:: Supplied material ::
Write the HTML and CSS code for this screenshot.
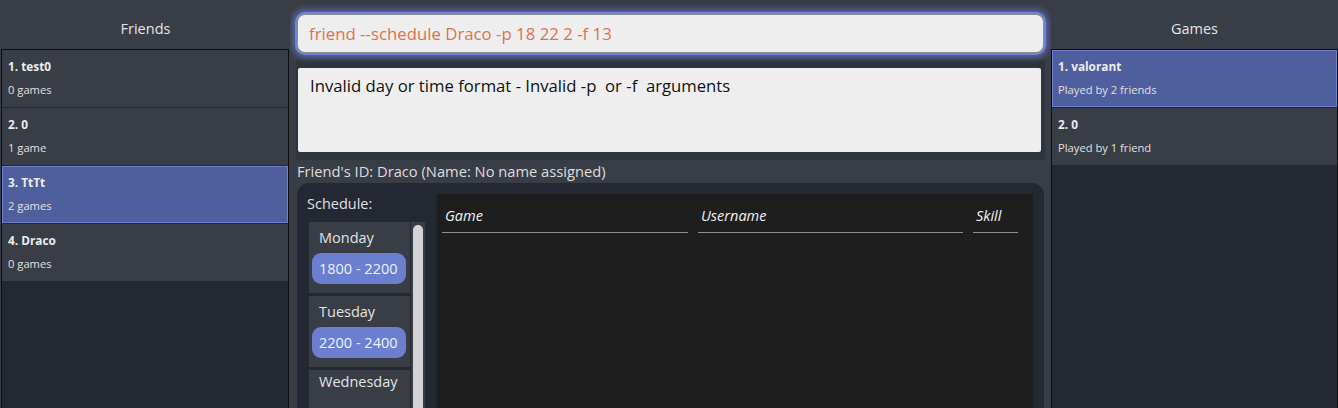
FILE: index.html
```html
<!DOCTYPE html>
<html>
<head>
<meta charset="utf-8">
<link rel="stylesheet" href="styles.css">
</head>
<body>
<div class="app">
  <aside class="side side-left">
    <div class="side-title">Friends</div>
    <div class="list">
      <div class="item"><div class="item-name">1. test0</div><div class="item-sub">0 games</div></div>
      <div class="item"><div class="item-name">2. 0</div><div class="item-sub">1 game</div></div>
      <div class="item selected"><div class="item-name">3. TtTt</div><div class="item-sub">2 games</div></div>
      <div class="item"><div class="item-name">4. Draco</div><div class="item-sub">0 games</div></div>
    </div>
  </aside>

  <main class="center">
    <div class="command">friend --schedule Draco -p 18 22 2 -f 13</div>
    <div class="result-wrap">
      <div class="result">Invalid day or time format - Invalid -p&nbsp; or -f&nbsp; arguments</div>
    </div>
    <div class="friend-id">Friend's ID: Draco (Name: No name assigned)</div>
    <div class="detail">
      <div class="schedule">
        <div class="schedule-label">Schedule:</div>
        <div class="days-wrap">
          <div class="days">
            <div class="day"><div class="day-name">Monday</div><div class="slot">1800 - 2200</div></div>
            <div class="day"><div class="day-name">Tuesday</div><div class="slot">2200 - 2400</div></div>
            <div class="day day-empty"><div class="day-name">Wednesday</div></div>
          </div>
          <div class="scrollbar"><div class="thumb"></div></div>
        </div>
      </div>
      <div class="table">
        <div class="thead">
          <div class="th th-game">Game</div>
          <div class="th th-user">Username</div>
          <div class="th th-skill">Skill</div>
        </div>
      </div>
    </div>
  </main>

  <aside class="side side-right">
    <div class="side-title">Games</div>
    <div class="list">
      <div class="item selected"><div class="item-name">1. valorant</div><div class="item-sub">Played by 2 friends</div></div>
      <div class="item"><div class="item-name">2. 0</div><div class="item-sub">Played by 1 friend</div></div>
    </div>
  </aside>
</div>
</body>
</html>
```

FILE: styles.css
```css
* { box-sizing: border-box; }
html, body { margin: 0; padding: 0; }
body {
  width: 1338px;
  height: 408px;
  overflow: hidden;
  background: #393d46;
  font-family: "Open Sans", "Noto Sans", sans-serif;
  color: #e6e6e6;
}
.app {
  display: grid;
  grid-template-columns: 290px 761px 287px;
  height: 408px;
  overflow: hidden;
}
.side { display: flex; flex-direction: column; height: 408px; overflow: hidden; }
.side-left { padding-left: 1px; }
.side-title {
  height: 49px;
  flex: none;
  display: flex;
  align-items: center;
  justify-content: center;
  font-size: 14.5px;
  color: #e4e4e4;
  padding-top: 7px;
}
.list {
  flex: 1;
  background: #232831;
  border: 1px solid #0e0f12;
  border-bottom: none;
  display: flex;
  flex-direction: column;
  gap: 1px;
}
.side-left .list { width: 288px; }
.item {
  height: 57px;
  flex: none;
  background: #393d46;
  padding: 7px 5px 0 5px;
  border: 1px solid transparent;
}
.item.selected {
  background: #4f5e9c;
  border-color: #6c80cf;
}
.item-name {
  font-size: 11.8px;
  font-weight: 700;
  color: #ececec;
  line-height: 16px;
}
.item-sub {
  font-size: 11.2px;
  color: #e0e0e0;
  line-height: 16px;
  margin-top: 8px;
}

.center {
  display: flex;
  flex-direction: column;
  padding: 0 7px;
  height: 408px;
  overflow: hidden;
}
.command {
  margin-top: 14px;
  height: 39px;
  flex: none;
  background: #eeeeee;
  border: 1px solid #8c8c8c;
  border-radius: 8px;
  box-shadow: 0 0 0 2px #6e83d9, 0 0 7px 4px rgba(107, 127, 215, 0.75);
  color: #e0704e;
  font-size: 16.8px;
  line-height: 37px;
  padding-left: 11px;
  position: relative;
  z-index: 1;
}
.result-wrap {
  flex: none;
  margin-top: 7px;
  margin-left: -1px;
  margin-right: -1px;
  background: #30343c;
  padding: 8px 4px 8px 2px;
}
.result {
  height: 84px;
  background: #eeeeee;
  color: #111111;
  font-size: 16.7px;
  padding: 6px 12px;
  line-height: 24px;
  border-radius: 2px;
}
.friend-id {
  flex: none;
  font-size: 14.7px;
  color: #dedede;
  height: 23px;
  line-height: 23px;
}
.detail {
  flex: 1;
  min-height: 0;
  background: #232833;
  border-radius: 12px 12px 0 0;
  padding: 11px 11px 0 10px;
  display: flex;
  gap: 12px;
}
.schedule { width: 118px; display: flex; flex-direction: column; }
.schedule-label {
  font-size: 14.5px;
  color: #e0e0e0;
  line-height: 20px;
  height: 28px;
  flex: none;
}
.days-wrap { display: flex; flex: 1; padding-left: 2px; gap: 1px; min-height: 0; }
.days { width: 101px; display: flex; flex-direction: column; gap: 3px; }
.day {
  height: 71px;
  flex: none;
  background: #393d46;
  padding: 5px 4px 0 3px;
}
.day.day-empty { padding-top: 1px; }
.day-name {
  font-size: 14.5px;
  color: #e2e2e2;
  padding-left: 7px;
  line-height: 22px;
  height: 26px;
}
.slot {
  height: 31px;
  background: #6a7fd0;
  border-radius: 9px;
  color: #eef0ff;
  font-size: 14.5px;
  line-height: 31px;
  padding-left: 7px;
}
.scrollbar {
  width: 14px;
  background: #393d46;
  padding: 3px 2px 0 2px;
}
.thumb {
  height: 200px;
  background: #d3d3d3;
  border-radius: 5px;
}
.table {
  flex: 1;
  background: #1e1e1e;
  padding: 0 5px;
}
.thead { display: flex; gap: 10px; padding-top: 11px; }
.th {
  font-style: italic;
  font-size: 14.5px;
  color: #f2f2f2;
  line-height: 22px;
  padding-left: 3px;
  padding-bottom: 5px;
  border-bottom: 1px solid #8e8e8e;
}
.th-game { width: 246px; }
.th-user { width: 265px; }
.th-skill { width: 45px; }
```
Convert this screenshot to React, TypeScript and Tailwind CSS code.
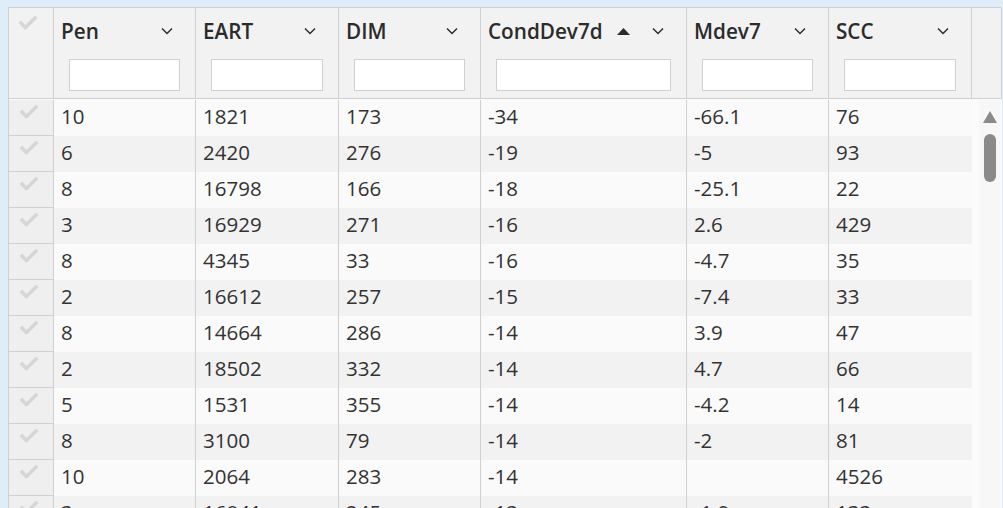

:: Work instructions ::
Extract every line of the records above that contains the word "screenshot".

:: Solution for this exercise ::
Write the HTML and CSS code for this screenshot.
Convert this screenshot to React, TypeScript and Tailwind CSS code.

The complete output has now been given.